O ano de 2022 parece se iniciar com uma nova discussão tributária para os contribuintes. Isso porque, após a aprovação do Projeto de Lei Complementar n. 32/2021 pelo Congresso, a grande expectativa era que a sanção presidencial ocorresse até 31 de dezembro de 2021. Se isso tivesse acontecido, não restaria dúvidas sobre os efeitos da Lei já para 2022. No entanto, não é o que aconteceu.
Explico melhor!
Inicialmente, em 24 de fevereiro de 2021, o STF decidiu que o Estado de destino de operações e prestações interestaduais com consumidor final não contribuinte do imposto — competente para tanto por força da Emenda Constitucional 87/2015 — só pode cobrar o Difal após a disciplina da matéria por lei complementar (ADI 5.469 e RE 1.287.019). No entanto, visando a proteger os cofres estaduais, modulou os efeitos dessa decisão, determinando que só se aplique a partir de janeiro de 2022 e que retroaja apenas em favor das empresas com ações judiciais em curso na data do julgamento.
Imediatamente, iniciou-se as movimentações no Projeto de Lei Complementar n. 32/2021, que trata por alterar a Lei Complementar n. 87/1996, especialmente para regulamentar a cobrança do Imposto sobre
Operações relativas à Circulação de Mercadorias e sobre Prestações de Serviços de Transporte Interestadual e Intermunicipal e de Comunicação (ICMS) nas operações e prestações interestaduais destinadas a consumidor final não contribuinte do imposto.
Esse projeto tramitou regularmente e foi aprovado pelo Congresso. No entanto, o referido projeto não foi sancionado pela Presidência da República até 31/12/2021.
O artigo 3º do Projeto de Lei n. 32/2021 estabelece que a LC entra em vigor na data de sua publicação, observado, quanto à produção de efeitos, o disposto na alínea c do inciso III do caput do art. 150 da Constituição Federal.
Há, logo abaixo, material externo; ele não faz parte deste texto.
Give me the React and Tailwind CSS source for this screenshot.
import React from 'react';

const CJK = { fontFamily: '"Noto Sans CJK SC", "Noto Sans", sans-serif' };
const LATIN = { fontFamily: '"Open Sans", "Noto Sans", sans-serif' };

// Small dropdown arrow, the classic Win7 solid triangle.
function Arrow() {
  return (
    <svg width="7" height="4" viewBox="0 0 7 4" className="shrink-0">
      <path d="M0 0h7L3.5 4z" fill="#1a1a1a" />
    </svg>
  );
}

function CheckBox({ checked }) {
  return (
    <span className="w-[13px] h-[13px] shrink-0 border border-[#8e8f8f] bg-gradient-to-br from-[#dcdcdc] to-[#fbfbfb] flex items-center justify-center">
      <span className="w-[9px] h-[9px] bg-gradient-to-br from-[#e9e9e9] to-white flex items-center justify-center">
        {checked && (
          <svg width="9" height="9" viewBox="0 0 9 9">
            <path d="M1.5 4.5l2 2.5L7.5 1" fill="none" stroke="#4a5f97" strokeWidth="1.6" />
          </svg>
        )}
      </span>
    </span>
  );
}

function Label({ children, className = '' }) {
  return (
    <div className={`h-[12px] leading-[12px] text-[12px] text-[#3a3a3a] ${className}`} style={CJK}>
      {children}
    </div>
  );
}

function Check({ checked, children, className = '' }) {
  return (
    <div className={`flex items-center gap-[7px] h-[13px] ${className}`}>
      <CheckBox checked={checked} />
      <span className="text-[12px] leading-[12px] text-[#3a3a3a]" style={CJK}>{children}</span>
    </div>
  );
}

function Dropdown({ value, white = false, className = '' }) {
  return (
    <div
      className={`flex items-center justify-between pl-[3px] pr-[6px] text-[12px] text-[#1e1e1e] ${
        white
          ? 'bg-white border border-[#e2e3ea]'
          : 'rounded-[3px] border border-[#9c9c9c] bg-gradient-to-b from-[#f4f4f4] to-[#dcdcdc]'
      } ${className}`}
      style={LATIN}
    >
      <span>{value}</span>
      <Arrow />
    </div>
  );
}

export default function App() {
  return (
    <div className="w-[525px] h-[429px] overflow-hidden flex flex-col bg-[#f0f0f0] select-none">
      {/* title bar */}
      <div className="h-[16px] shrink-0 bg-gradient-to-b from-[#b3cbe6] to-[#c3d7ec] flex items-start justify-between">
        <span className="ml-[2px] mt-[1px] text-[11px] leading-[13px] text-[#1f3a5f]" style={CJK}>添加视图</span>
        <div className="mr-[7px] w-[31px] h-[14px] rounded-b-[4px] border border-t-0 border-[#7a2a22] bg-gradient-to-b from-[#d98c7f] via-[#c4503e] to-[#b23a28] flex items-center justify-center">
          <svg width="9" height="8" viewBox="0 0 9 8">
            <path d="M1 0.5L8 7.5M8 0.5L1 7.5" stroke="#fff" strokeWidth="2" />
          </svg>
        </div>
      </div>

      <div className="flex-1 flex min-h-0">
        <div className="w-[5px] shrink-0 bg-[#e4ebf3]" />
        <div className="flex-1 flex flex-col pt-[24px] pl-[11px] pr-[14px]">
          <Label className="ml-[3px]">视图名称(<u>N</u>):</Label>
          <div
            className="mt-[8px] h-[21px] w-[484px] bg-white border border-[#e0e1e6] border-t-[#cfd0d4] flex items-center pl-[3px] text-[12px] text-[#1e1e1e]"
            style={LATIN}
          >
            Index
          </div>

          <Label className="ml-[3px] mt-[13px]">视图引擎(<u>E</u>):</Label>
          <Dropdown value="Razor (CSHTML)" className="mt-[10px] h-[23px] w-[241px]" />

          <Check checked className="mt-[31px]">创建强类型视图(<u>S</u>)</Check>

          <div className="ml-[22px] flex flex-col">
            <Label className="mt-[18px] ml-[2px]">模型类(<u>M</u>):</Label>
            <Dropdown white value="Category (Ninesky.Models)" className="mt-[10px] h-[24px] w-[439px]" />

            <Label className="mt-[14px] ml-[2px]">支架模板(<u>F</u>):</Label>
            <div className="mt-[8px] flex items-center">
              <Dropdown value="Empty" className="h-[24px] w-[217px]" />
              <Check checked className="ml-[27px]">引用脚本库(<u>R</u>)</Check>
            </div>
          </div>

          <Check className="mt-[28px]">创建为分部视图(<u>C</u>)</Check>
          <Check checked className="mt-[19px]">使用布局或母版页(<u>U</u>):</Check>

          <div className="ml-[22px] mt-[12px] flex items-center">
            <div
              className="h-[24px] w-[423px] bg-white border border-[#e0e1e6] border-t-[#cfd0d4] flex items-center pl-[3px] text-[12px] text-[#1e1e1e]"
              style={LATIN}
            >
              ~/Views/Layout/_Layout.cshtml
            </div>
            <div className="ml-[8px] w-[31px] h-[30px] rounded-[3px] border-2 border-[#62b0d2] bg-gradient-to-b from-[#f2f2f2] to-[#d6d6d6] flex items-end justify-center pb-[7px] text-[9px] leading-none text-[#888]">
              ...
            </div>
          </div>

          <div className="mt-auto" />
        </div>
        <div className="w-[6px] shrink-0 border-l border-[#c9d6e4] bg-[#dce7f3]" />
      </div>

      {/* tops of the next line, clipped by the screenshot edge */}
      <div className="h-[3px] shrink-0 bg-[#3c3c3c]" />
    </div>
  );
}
Esse artigo, basicamente quer dizer que para a Lei Complementar entrar em vigor, ela deve obedecer os princípios tributários da anterioridade anual e nonagesimal. Ou seja, além dos 90 dias de vacatio legis, a cobrança do tributo deveria observar a virada de exercício anual para legitimar a exigibilidade do tributo, o que aconteceria somente em 2023, vez que não foi sancionada em 2021 pelo Presidente da República.
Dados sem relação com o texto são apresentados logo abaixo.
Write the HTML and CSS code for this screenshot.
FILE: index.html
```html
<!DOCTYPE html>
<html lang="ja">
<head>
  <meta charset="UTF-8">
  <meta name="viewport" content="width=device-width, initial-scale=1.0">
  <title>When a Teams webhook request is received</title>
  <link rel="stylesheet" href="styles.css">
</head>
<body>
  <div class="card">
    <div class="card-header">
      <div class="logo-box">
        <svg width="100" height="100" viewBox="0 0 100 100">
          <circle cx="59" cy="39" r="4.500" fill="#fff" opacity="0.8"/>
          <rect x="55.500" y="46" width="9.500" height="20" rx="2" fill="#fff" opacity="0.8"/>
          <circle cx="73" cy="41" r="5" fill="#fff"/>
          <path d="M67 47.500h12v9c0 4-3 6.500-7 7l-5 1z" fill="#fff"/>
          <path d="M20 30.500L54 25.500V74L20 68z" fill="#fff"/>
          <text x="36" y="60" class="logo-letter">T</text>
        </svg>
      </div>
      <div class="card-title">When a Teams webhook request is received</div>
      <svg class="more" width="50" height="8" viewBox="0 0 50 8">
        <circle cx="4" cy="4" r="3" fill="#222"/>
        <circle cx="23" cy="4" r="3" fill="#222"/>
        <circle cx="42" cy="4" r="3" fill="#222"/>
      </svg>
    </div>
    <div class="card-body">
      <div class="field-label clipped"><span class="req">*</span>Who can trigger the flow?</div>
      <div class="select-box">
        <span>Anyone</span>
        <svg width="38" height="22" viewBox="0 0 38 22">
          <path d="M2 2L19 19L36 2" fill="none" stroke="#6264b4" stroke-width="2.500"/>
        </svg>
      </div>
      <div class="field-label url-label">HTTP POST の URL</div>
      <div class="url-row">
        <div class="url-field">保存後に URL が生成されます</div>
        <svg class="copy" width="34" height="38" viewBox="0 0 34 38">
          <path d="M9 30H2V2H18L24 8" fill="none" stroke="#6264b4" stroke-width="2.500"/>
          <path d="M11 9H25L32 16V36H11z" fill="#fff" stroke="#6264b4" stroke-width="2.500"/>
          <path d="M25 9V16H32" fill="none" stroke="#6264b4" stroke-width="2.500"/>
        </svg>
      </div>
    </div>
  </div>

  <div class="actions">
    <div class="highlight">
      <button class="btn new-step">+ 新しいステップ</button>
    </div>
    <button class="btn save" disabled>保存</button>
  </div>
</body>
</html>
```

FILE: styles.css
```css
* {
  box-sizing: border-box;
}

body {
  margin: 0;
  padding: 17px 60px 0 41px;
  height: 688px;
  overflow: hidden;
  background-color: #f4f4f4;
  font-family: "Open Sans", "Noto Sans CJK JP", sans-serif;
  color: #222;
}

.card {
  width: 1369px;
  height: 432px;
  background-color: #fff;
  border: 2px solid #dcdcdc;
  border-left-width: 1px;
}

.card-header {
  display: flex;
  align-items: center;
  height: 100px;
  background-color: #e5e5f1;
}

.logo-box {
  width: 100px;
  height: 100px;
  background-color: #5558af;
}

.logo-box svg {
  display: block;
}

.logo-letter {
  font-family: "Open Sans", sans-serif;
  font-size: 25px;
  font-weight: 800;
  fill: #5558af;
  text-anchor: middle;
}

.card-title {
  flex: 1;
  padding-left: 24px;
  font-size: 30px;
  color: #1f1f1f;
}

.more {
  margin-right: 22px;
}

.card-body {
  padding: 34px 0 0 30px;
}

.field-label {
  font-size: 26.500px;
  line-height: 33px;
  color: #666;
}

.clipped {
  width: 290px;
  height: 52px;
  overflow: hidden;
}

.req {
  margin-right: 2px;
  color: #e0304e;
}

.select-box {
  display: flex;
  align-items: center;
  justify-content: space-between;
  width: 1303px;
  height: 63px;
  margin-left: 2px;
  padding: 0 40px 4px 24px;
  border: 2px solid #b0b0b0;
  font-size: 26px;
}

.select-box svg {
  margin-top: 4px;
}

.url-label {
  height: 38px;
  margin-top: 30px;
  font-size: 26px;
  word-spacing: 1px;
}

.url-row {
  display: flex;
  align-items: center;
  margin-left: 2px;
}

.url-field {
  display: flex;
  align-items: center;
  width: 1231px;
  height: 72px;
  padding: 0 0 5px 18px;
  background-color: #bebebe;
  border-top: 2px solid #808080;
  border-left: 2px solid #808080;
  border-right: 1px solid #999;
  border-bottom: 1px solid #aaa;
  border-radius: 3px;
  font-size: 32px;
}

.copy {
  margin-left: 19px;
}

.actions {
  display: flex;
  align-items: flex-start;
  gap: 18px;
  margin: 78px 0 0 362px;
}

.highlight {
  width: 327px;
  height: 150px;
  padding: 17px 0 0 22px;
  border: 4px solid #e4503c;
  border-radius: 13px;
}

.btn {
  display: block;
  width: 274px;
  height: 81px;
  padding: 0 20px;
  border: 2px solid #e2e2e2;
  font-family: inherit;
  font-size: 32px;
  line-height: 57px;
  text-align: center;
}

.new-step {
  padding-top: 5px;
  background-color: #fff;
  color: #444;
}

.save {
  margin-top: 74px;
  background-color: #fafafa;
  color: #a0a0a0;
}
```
O princípio da anterioridade, em ambos os casos, é consagrado pelo STF como cláusula pétrea, e, em última análise, se justifica na garantia da segurança jurídica, evitando que o patrimônio do contribuinte seja prejudicado pela ingerência estatal.
Como o Convênio ICMS 93/2015, que tratava sobre a cobrança de Difal do ICMS, foi julgado como inconstitucional pelo STF, na prática, a Lei instituiu uma nova tributação, fazendo com que fosse obrigatória a observância do princípio da anterioridade anual e nonagesimal, sob pena de afronta à Constituição Federal (art. 150, inciso III, alínea “b” e “c”).
Segundo Christian Luiz Floriani Stafin, sócio da Stafin Advogados, “o entendimento empregado pelo STF, especialmente dos relatores do RE 1287019 e ADI 5469, foi pela inconstitucionalidade da aplicação da nova sistemática sem a edição de lei complementar para regulamentar a EC 87, e que, os Estados e o Distrito Federal, ao disciplinarem a matéria por um convênio no Confaz, acabaram por usurpar a competência da União, a quem cabe editar norma geral acerca do tema. Logo, não existia o dever de tributar, porque o convênio era inconstitucional, e por esse motivo, nunca chegou a instituir um tributo devido. Logo, a submissão da Lei ao princípio da anterioridade anual e nonagesimal é requisito indispensável para legitimar o tributo”.
O contribuinte, se entender ser cobrado indevidamente pelo referido tributo, poderá discutir a ilegalidade da cobrança e apontar afronta direta à Constituição Federal.